The man who is challenging a smoking ban in Auckland Prison was led from the court handcuffed to a Corrections officer.
Career criminal Arthur William Taylor has taken the management of Auckland Prison to the High Court at Auckland.
Flanked by four prison guards, Taylor invoked the Bill of Rights Act among others, and said the prisons had not put aside extra funding to help smokers quit.
He said one prisoner had self-harmed as a direct result of the smoking ban and had lost three litres of blood.
"It is one of the only decisions that has any real importance to anyone in prison."
Taylor - who was last year sentenced to a further seven years jail for his involvement in a P-ring inside Paremoremo Prison - said smoking was "virtually" a common law right and everyone in New Zealand was able to smoke in their homes if they wanted to.
Counsel assisting the court, Gillian Coumbe, said the case was not about the court deciding whether or not smoking is good or bad but whether the ban was lawful.
She said if Parliament wanted smoking banned in prisons then a blanket ban should have been made. Instead, it was left up to prison managers to impose new rules.
Ms Coumbe said the smoking ban effected all prisoners, including those not convicted. The ban is also around the clock and covers all parts of the prison, including outdoor yards.
"It is important to acknowledge that a prison cell is the home of the prisoner who resides there."
Ms Coumbe said Parliament allowed smoking in prison cells - even after non-smoking legislation was enacted in 1990 - because some prisoners were confined to their cells for 23 hours a day.

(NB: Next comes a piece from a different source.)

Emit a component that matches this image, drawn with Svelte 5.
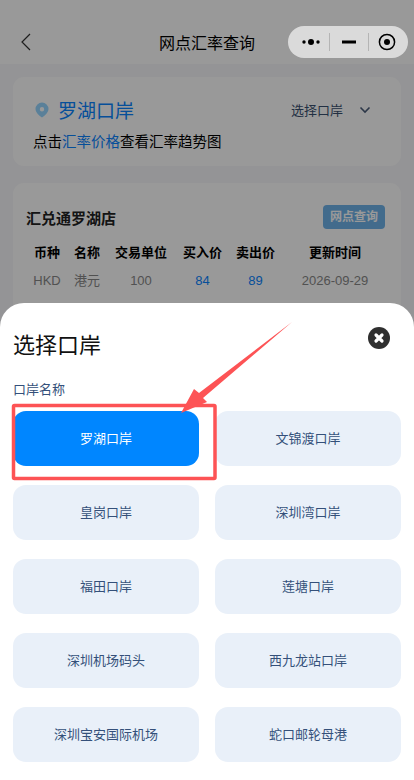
<script>
  const ports = ['罗湖口岸','文锦渡口岸','皇岗口岸','深圳湾口岸','福田口岸','莲塘口岸','深圳机场码头','西九龙站口岸','深圳宝安国际机场','蛇口邮轮母港'];
  const cols = ['币种','名称','交易单位','买入价','卖出价','更新时间'];
  const vals = ['HKD','港元','100','84','89','2026-09-29'];
</script>

<div class="page">
  <header class="nav">
    <svg class="back" width="12" height="18" viewBox="0 0 12 18"><path d="M10 1 2 9l8 8" fill="none" stroke="#333" stroke-width="1.2"/></svg>
    <span class="nav-title">网点汇率查询</span>
  </header>

  <section class="card top">
    <div class="row1">
      <svg class="pin" width="14" height="16" viewBox="0 0 14 16"><path fill-rule="evenodd" d="M7 .5a6.500 6.500 0 0 1 6.500 6.500c0 3.600-3.900 6.800-6.500 8.500C4.400 13.800.5 10.600.5 7A6.500 6.500 0 0 1 7 .5Zm0 4.500a2.200 2.200 0 1 0 0 4.400 2.200 2.200 0 0 0 0-4.400Z" fill="#96d6ff"/></svg>
      <span class="port">罗湖口岸</span>
      <span class="choose">选择口岸</span>
      <svg class="chev" width="12" height="8" viewBox="0 0 12 8"><path d="M1.500 1.500 6 6l4.500-4.500" fill="none" stroke="#4a5c78" stroke-width="1.600"/></svg>
    </div>
    <p class="hint">点击<span>汇率价格</span>查看汇率趋势图</p>
  </section>

  <section class="card shop">
    <div class="shop-head">
      <strong>汇兑通罗湖店</strong>
      <span class="query">网点查询</span>
    </div>
    <div class="table">
      {#each cols as c}<b>{c}</b>{/each}
      {#each vals as v, i}<span class:blue={i === 3 || i === 4}>{v}</span>{/each}
    </div>
  </section>

  <div class="mask"></div>

  <div class="capsule">
    <svg width="18" height="8" viewBox="0 0 18 8"><circle cx="2" cy="4" r="1.700"/><circle cx="9" cy="4" r="3"/><circle cx="16" cy="4" r="1.700"/></svg>
    <i class="sep first"></i>
    <svg width="14" height="4" viewBox="0 0 14 4"><rect width="14" height="3" y=".5"/></svg>
    <i class="sep second"></i>
    <svg width="18" height="18" viewBox="0 0 18 18"><circle cx="9" cy="9" r="7.600" fill="none" stroke="#000" stroke-width="1.500"/><circle cx="9" cy="9" r="3"/></svg>
  </div>

  <div class="sheet">
    <div class="sheet-head">
      <h2>选择口岸</h2>
      <svg class="close" width="22" height="22" viewBox="0 0 22 22"><circle cx="11" cy="11" r="11" fill="#2f2f2f"/><path d="M8 8l6 6m0-6-6 6" stroke="#fff" stroke-width="3.200" stroke-linecap="round"/></svg>
    </div>
    <div class="label">口岸名称</div>
    <div class="grid">
      {#each ports as p, i}
        <div class="item" class:active={i === 0}>{p}</div>
      {/each}
    </div>
  </div>

  <svg class="note" width="414" height="780" viewBox="0 0 414 780">
    <rect x="13.500" y="405.500" width="201.500" height="73" fill="none" stroke="#fd5355" stroke-width="3.500" rx="1"/>
    <path d="M292 322 199 393 194 389 181 413 207 402 203 398Z" fill="#fd5355"/>
  </svg>
</div>

<style>
  :global(body) { margin: 0; background: #f7f7fa; }
  .page {
    position: relative;
    width: 414px;
    height: 780px;
    overflow: hidden;
    background: #f7f7fa;
    font-family: "Liberation Sans", "Noto Sans CJK SC", sans-serif;
  }
  .nav {
    height: 64px;
    background: #fff;
    position: relative;
    display: flex;
    align-items: center;
    justify-content: center;
    box-sizing: border-box;
    padding-top: 20px;
  }
  .back { position: absolute; left: 20px; top: 33px; }
  .nav-title { font-size: 16px; color: #000; }
  .capsule {
    position: absolute;
    left: 288px;
    top: 26px;
    width: 120px;
    height: 32px;
    box-sizing: border-box;
    border-radius: 16px;
    background: #dadada;
    display: flex;
    align-items: center;
    padding-left: 14px;
  }
  .sep { width: 1px; height: 18px; background: #b4b4b4; }
  .sep.first { margin: 0 12px 0 9px; }
  .sep.second { margin: 0 9px 0 12px; }
  .card {
    background: #fff;
    margin: 0 13px;
    border-radius: 11px;
  }
  .top {
    margin-top: 13px;
    height: 89px;
    box-sizing: border-box;
    padding: 19px 20px 0;
  }
  .row1 { display: flex; align-items: center; height: 27px; }
  .pin { margin: 1px 0 0 2px; }
  .port { font-size: 19px; color: #0a84ff; margin-left: 9px; flex: 1; }
  .choose { font-size: 13px; color: #3a5070; }
  .chev { margin-left: 16px; margin-right: 10px; }
  .hint { margin: 9px 0 0 0; font-size: 14.500px; line-height: 20px; color: #000; }
  .hint span { color: #0a84ff; }
  .shop {
    margin-top: 17px;
    height: 200px;
    box-sizing: border-box;
    padding: 22px 16px 0 13px;
  }
  .shop-head { display: flex; align-items: center; justify-content: space-between; height: 24px; }
  .shop-head strong { font-size: 15px; color: #222; }
  .query {
    width: 62px;
    height: 24px;
    border-radius: 4px;
    background: #6eb2e9;
    color: #fff;
    font-size: 12px;
    font-weight: 700;
    line-height: 24px;
    text-align: center;
  }
  .table {
    display: grid;
    grid-template-columns: 42px 38px 70px 53px 53px 106px;
    margin: 14px 0 0 0;
    font-size: 13px;
    text-align: center;
    row-gap: 8px;
    line-height: 20px;
  }
  .table b { color: #000; font-weight: 700; }
  .table span { color: #888; }
  .table .blue { color: #0a84ff; }
  .mask { position: absolute; inset: 0; background: rgba(0,0,0,.4); }
  .sheet {
    position: absolute;
    left: 0; right: 0; top: 303px; bottom: 0;
    background: #fff;
    border-radius: 24px 24px 0 0;
    padding: 0 13px;
  }
  .sheet-head { display: flex; justify-content: space-between; align-items: flex-start; padding-top: 26px; }
  h2 { margin: 0; font-size: 22px; line-height: 34px; font-weight: 400; color: #111; }
  .close { margin: -2px 11px 0 0; }
  .label { margin-top: 18px; font-size: 13px; line-height: 18px; color: #34507a; }
  .grid {
    display: grid;
    grid-template-columns: 186px 186px;
    column-gap: 16px;
    row-gap: 19px;
    margin-top: 12px;
  }
  .item {
    height: 55px;
    box-sizing: border-box;
    padding-bottom: 2px;
    border-radius: 13px;
    background: #e9f0f9;
    color: #34507a;
    font-size: 13px;
    display: flex;
    align-items: center;
    justify-content: center;
  }
  .item.active { background: #0086ff; color: #fff; }
  .note { position: absolute; inset: 0; pointer-events: none; }
</style>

She said the Corrections Department "strenuously advocated" for smoking to be allowed in cells when it appeared before a Parliament Select Committee in 2002.
Ms Coumbe said prisoners caught smoking can face seven days loss of earnings or seven days confined to their cell.
While privileges can also be taken away, one of the items that cannot be denied to prisoners under current prison rules is tobacco.
"That doesn't really make sense. It is an inconsistency."
Ms Coumbe said while overseas courts in Canada and the United States had upheld prison smoking bans, New Zealand was capable of making its own decision.
Taylor has previous convictions including armed robbery, escape and kidnapping.
He was infamous for a string of armed robberies and for prison breaks, including one in 1998 that led to an armed cordon around an enormous area of the Coromandel.
Taylor and the other escapers - including double murderer Graeme Burton - were found in a plush holiday home with an extensive wine cellar, which they had pillaged. Detectives found the men had stacked the fridge with red wine.
The hearing before Justice Murray Gilbert continues.